■ Goal ■
Report every line below that holds the word "index".
====== Data lines
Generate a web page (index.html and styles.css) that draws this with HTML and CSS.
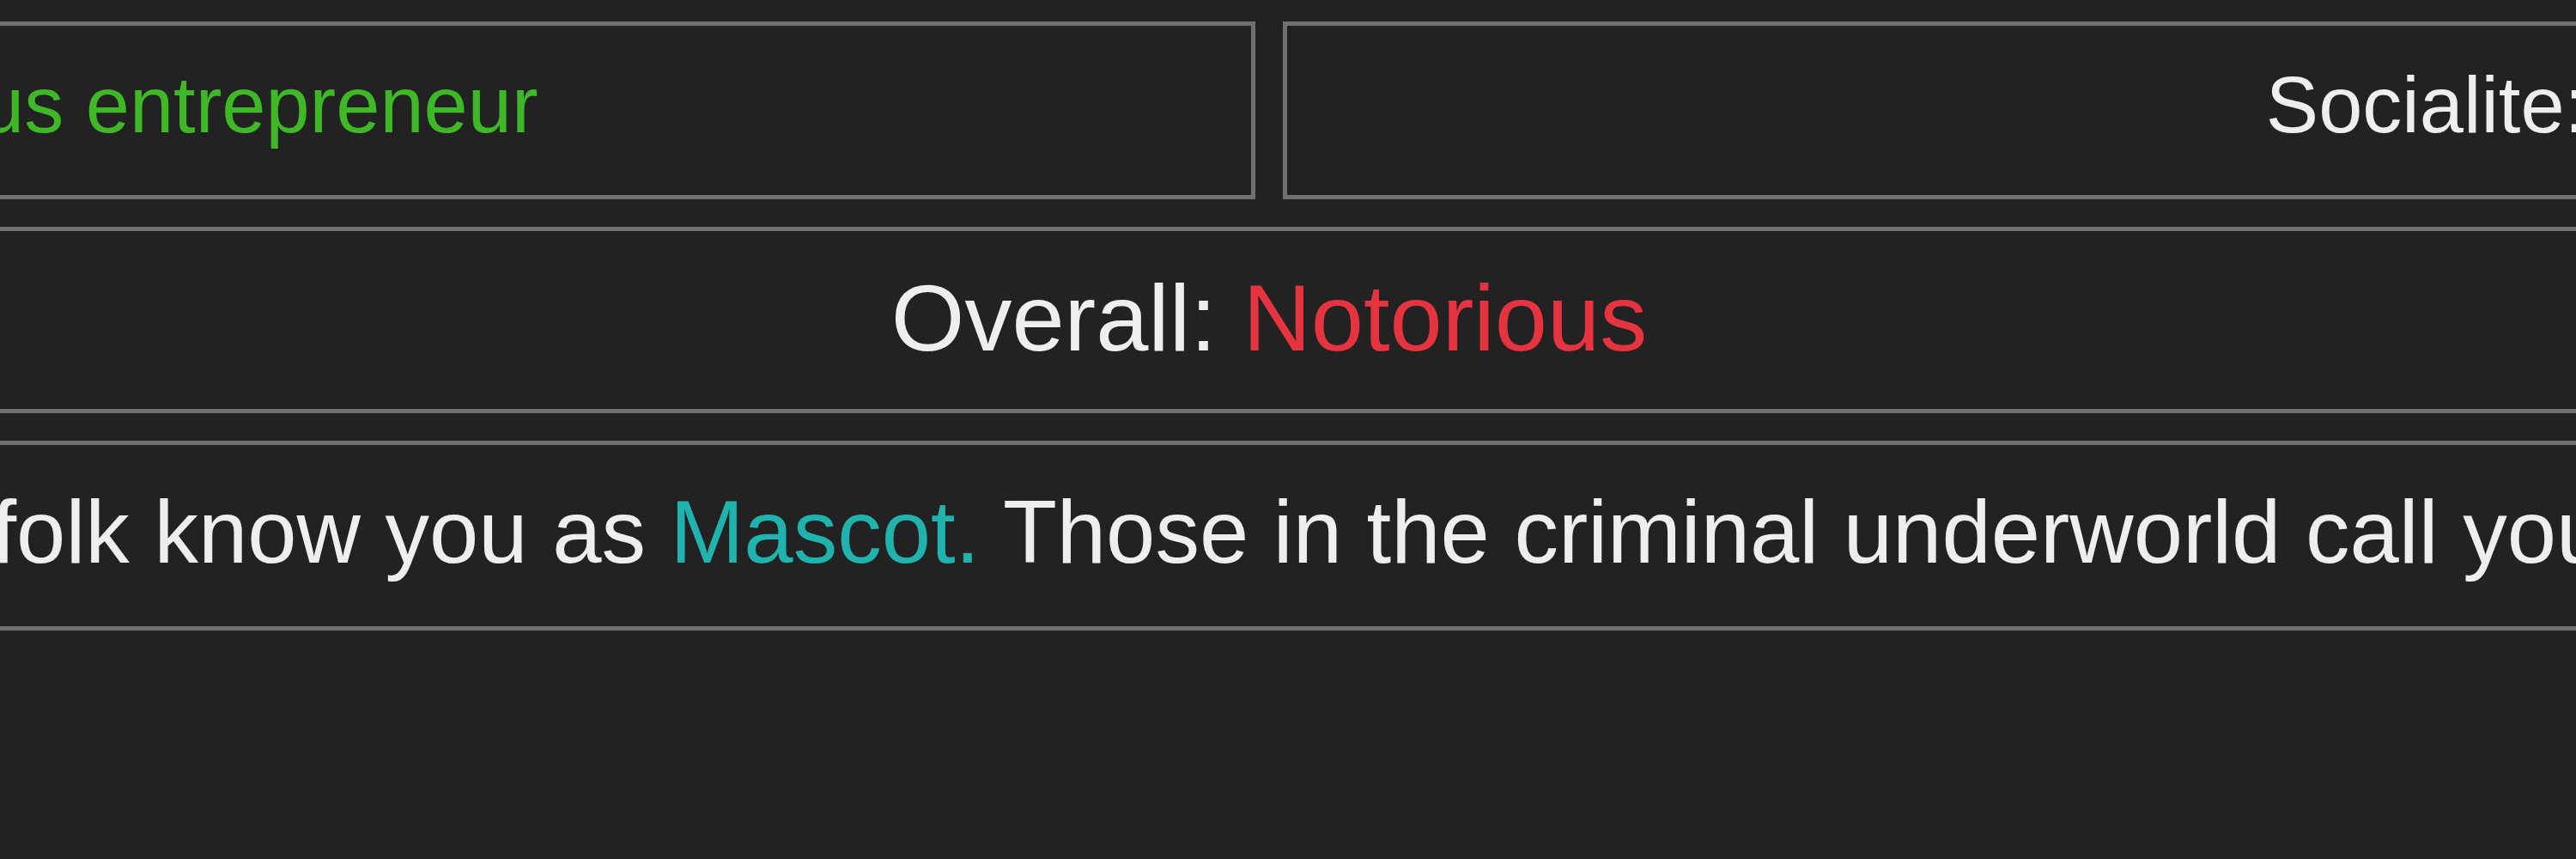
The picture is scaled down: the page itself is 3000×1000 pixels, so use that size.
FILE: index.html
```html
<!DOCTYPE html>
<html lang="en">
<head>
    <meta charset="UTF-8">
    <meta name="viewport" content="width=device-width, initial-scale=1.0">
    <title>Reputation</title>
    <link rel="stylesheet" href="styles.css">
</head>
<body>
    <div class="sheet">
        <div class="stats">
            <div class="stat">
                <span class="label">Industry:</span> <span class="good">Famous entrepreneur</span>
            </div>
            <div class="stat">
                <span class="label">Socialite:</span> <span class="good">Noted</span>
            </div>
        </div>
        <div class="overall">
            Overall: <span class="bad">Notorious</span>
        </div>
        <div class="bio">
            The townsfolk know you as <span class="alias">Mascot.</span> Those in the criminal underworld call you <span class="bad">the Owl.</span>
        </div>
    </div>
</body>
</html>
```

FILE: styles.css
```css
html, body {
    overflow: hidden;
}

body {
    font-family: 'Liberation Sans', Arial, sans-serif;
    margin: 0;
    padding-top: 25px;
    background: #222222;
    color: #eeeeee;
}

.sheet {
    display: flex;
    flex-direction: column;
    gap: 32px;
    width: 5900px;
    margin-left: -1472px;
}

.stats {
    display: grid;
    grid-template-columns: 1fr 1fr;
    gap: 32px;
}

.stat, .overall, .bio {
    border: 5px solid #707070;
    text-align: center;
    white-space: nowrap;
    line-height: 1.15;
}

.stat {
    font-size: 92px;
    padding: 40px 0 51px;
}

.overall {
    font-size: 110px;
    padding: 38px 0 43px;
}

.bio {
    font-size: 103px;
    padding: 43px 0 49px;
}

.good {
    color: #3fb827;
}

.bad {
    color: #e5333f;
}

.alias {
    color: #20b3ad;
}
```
============
■ Problem solution ■
Generate a web page (index.html and styles.css) that draws this with HTML and CSS.
FILE: index.html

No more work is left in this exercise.